If you ride on someone else’s reputation because you don’t have one of your own and then claim that you are the reason for your own success, you are essentially lying and a liar has no integrity.
These days, most people not only don’t care, they don’t even think at any time, “Do my actions have integrity?” I really believe they never contemplate the question.
We live in a world in which acting without integrity is often rewarded. That doesn’t make it right. Certainly the POTUS is an example of someone with absolutely no integrity in any area whatsoever who was rewarded with the most powerful job on earth.
Many people who consider themselves “spiritual” or “good people” will act without integrity to make money, get something they desire, make a reputation or crush someone else to surge ahead. They will make excuses, they will justify, they will be casual, dismissive and flippant. They will go to their religious services to show their piety. They will donate to charity, be nice to kids and take the dog to the vet. They will still lack integrity.
If you are an instructor, you cannot ever, in any circumstance, violate your own integrity. You cannot act in such a way as to harm another person, institution or ideal to benefit yourself. Even if others don’t know, you do. You think you can get away with it, but you will pay a price.

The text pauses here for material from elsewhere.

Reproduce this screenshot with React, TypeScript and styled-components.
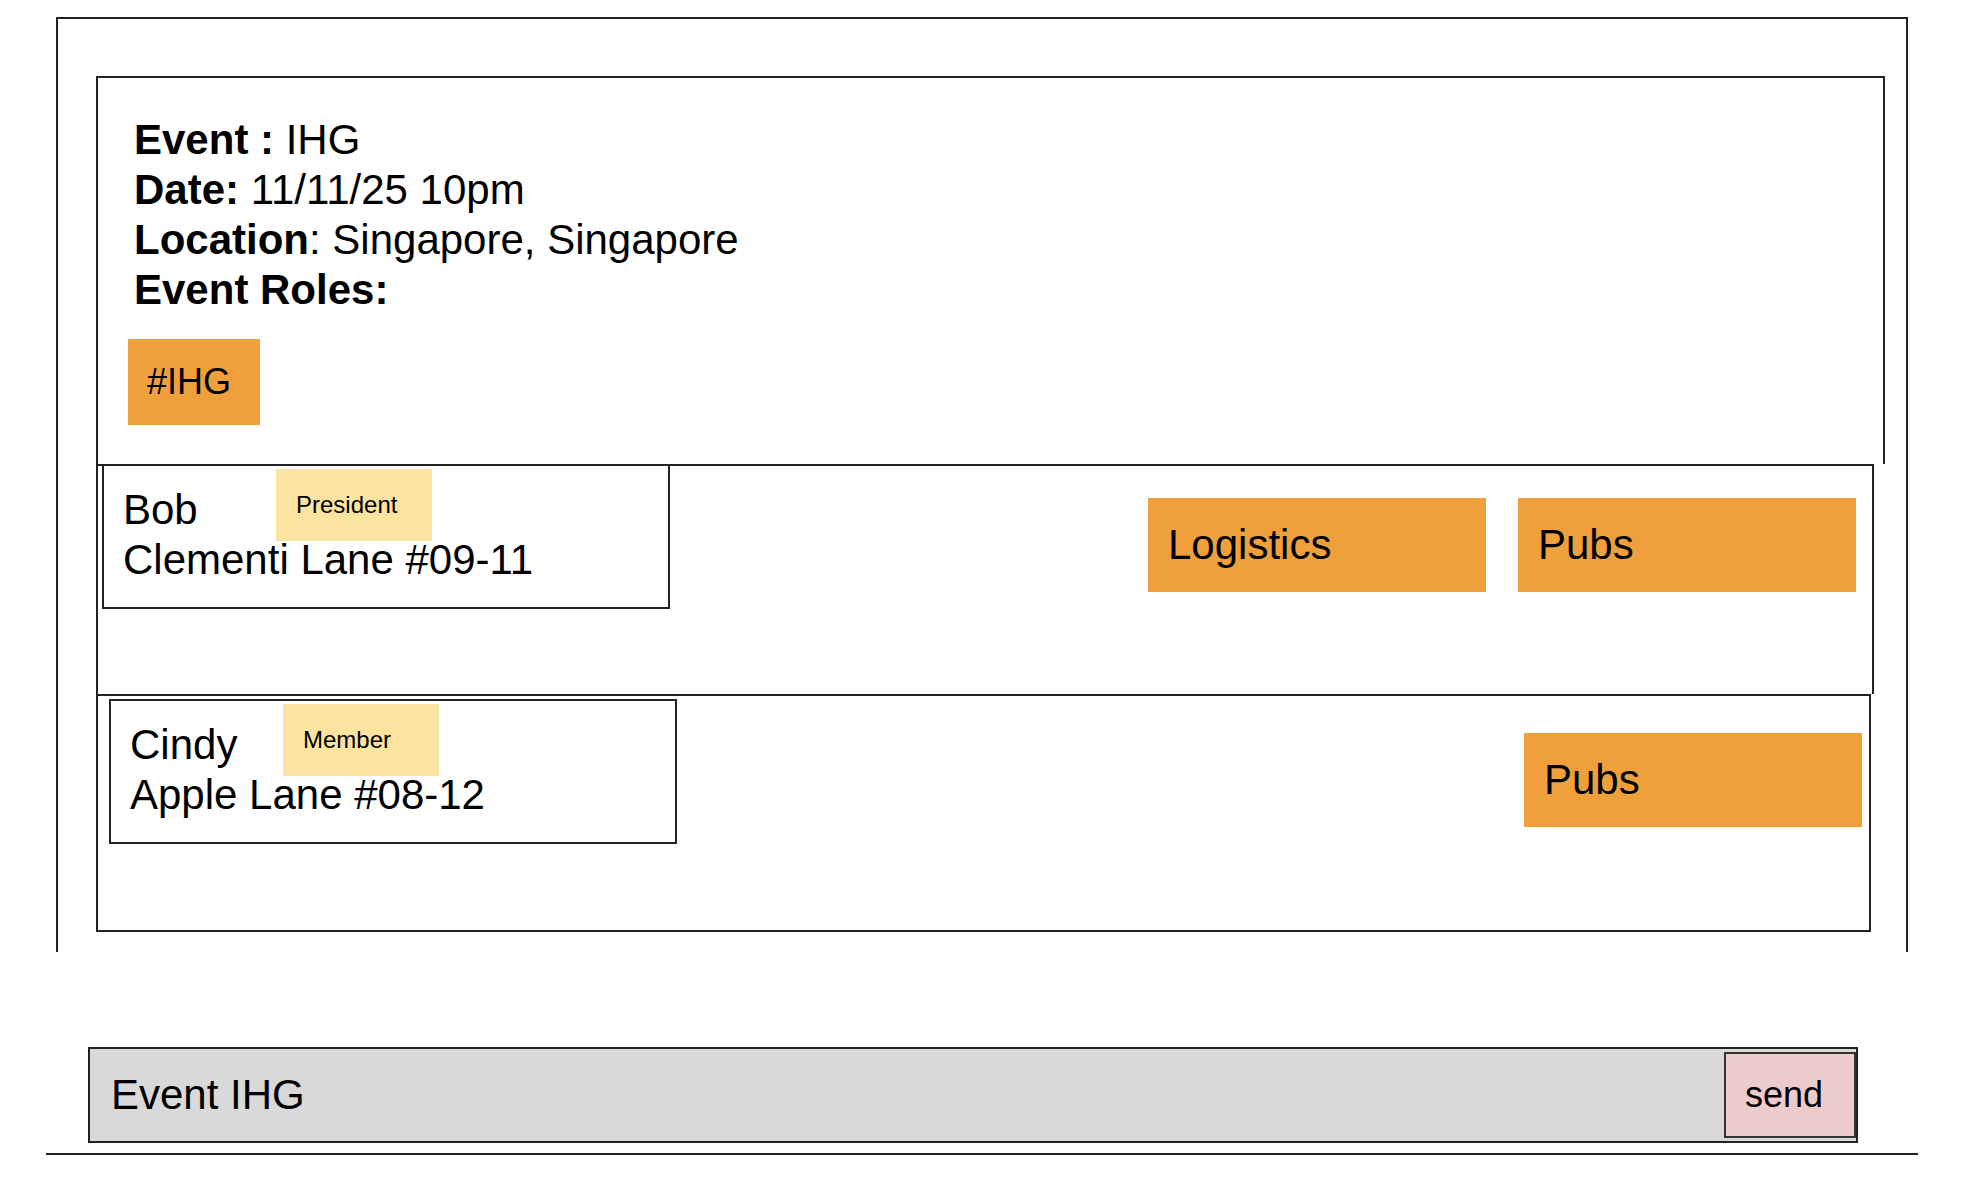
import React from "react";
import styled, { createGlobalStyle } from "styled-components";

const GlobalStyle = createGlobalStyle`
  body {
    margin: 0;
    background: #fff;
    color: #000;
    font-family: "Liberation Sans", Arial, sans-serif;
  }
  * {
    box-sizing: border-box;
  }
`;

const Page = styled.div`
  width: 1982px;
  height: 1194px;
  overflow: hidden;
  padding-top: 17px;
`;

const OuterFrame = styled.div`
  margin-left: 56px;
  width: 1852px;
  height: 935px;
  border: 2px solid #222;
  border-bottom: none;
  padding: 57px 21px 0 38px;
`;

const InnerPanel = styled.div`
  display: flex;
  flex-direction: column;
  border-left: 2px solid #222;
  border-top: 2px solid #222;
`;

const Header = styled.div`
  border-right: 2px solid #222;
  padding: 37px 0 39px 36px;
`;

const InfoLine = styled.div`
  font-size: 42px;
  line-height: 50px;
`;

const Label = styled.span`
  font-weight: bold;
`;

const Tag = styled.div`
  display: flex;
  align-items: center;
  margin: 24px 0 0 -6px;
  width: 132px;
  height: 86px;
  padding-left: 19px;
  background: #f0a03b;
  font-size: 36px;
`;

const MemberRow = styled.div<{ $last?: boolean }>`
  display: flex;
  justify-content: space-between;
  align-items: flex-start;
  border-top: 2px solid #222;
  border-right: 2px solid #222;
  border-bottom: ${(p) => (p.$last ? "2px solid #222" : "none")};
  height: ${(p) => (p.$last ? "238px" : "230px")};
  margin-right: ${(p) => (p.$last ? "14px" : "11px")};
  padding-left: ${(p) => (p.$last ? "11px" : "4px")};
  padding-right: ${(p) => (p.$last ? "7px" : "16px")};
`;

const MemberCard = styled.div<{ $offset: number }>`
  position: relative;
  width: 568px;
  height: 145px;
  margin-top: ${(p) => p.$offset}px;
  border: 2px solid #222;
  padding: 19px 0 0 19px;
  font-size: 42px;
  line-height: 50px;
`;

const RankBadge = styled.div`
  position: absolute;
  left: 172px;
  top: 3px;
  width: 156px;
  height: 72px;
  display: flex;
  align-items: center;
  padding-left: 20px;
  background: #fce4a0;
  font-size: 24px;
  line-height: 1;
`;

const RoleGroup = styled.div<{ $offset: number }>`
  display: flex;
  gap: 32px;
  margin-top: ${(p) => p.$offset}px;
`;

const RoleButton = styled.div`
  display: flex;
  align-items: center;
  width: 338px;
  height: 94px;
  padding-left: 20px;
  background: #f0a03b;
  font-size: 42px;
`;

const Composer = styled.div`
  display: flex;
  align-items: center;
  justify-content: space-between;
  margin: 95px 0 0 88px;
  width: 1770px;
  height: 96px;
  border: 2px solid #222;
  background: #d9d9d9;
`;

const MessageInput = styled.input`
  flex: 1;
  border: none;
  outline: none;
  background: transparent;
  padding-left: 21px;
  font-family: "Liberation Sans", Arial, sans-serif;
  font-size: 42px;
  color: #000;
`;

const SendButton = styled.button`
  width: 132px;
  height: 86px;
  border: 2px solid #333;
  background: #eecbcb;
  font-family: "Liberation Sans", Arial, sans-serif;
  font-size: 36px;
  color: #000;
  text-align: left;
  padding: 0 0 0 19px;
`;

const BottomRule = styled.div`
  margin: 10px 0 0 46px;
  width: 1872px;
  border-top: 2px solid #222;
`;

type Member = {
  name: string;
  address: string;
  rank: string;
  roles: string[];
};

const members: Member[] = [
  { name: "Bob", address: "Clementi Lane #09-11", rank: "President", roles: ["Logistics", "Pubs"] },
  { name: "Cindy", address: "Apple Lane #08-12", rank: "Member", roles: ["Pubs"] },
];

export default function App() {
  return (
    <Page>
      <GlobalStyle />
      <OuterFrame>
        <InnerPanel>
          <Header>
            <InfoLine>
              <Label>Event :</Label> IHG
            </InfoLine>
            <InfoLine>
              <Label>Date:</Label> 11/11/25 10pm
            </InfoLine>
            <InfoLine>
              <Label>Location</Label>: Singapore, Singapore
            </InfoLine>
            <InfoLine>
              <Label>Event Roles:</Label>
            </InfoLine>
            <Tag>#IHG</Tag>
          </Header>
          {members.map((m, i) => {
            const last = i === members.length - 1;
            return (
              <MemberRow key={m.name} $last={last}>
                <MemberCard $offset={last ? 3 : -2}>
                  <div>{m.name}</div>
                  <div>{m.address}</div>
                  <RankBadge>{m.rank}</RankBadge>
                </MemberCard>
                <RoleGroup $offset={last ? 37 : 32}>
                  {m.roles.map((r) => (
                    <RoleButton key={r}>{r}</RoleButton>
                  ))}
                </RoleGroup>
              </MemberRow>
            );
          })}
        </InnerPanel>
      </OuterFrame>
      <Composer>
        <MessageInput defaultValue="Event IHG" />
        <SendButton>send</SendButton>
      </Composer>
      <BottomRule />
    </Page>
  );
}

You will never have a free conscience.
If you cannot, as the above quote says, maintain academic [my words added here: or personal] integrity and protect all those who depend on it, you have no values. If you cannot tell the absolute, honest truth when under fire, you have no worth. If you are afraid to do what’s right and then act in a questionable manner because you can, you have no character or moral fiber.
Be very careful how you behave. You cannot purchase integrity. Without it, you are truly worthless.
(1) name of university available upon request.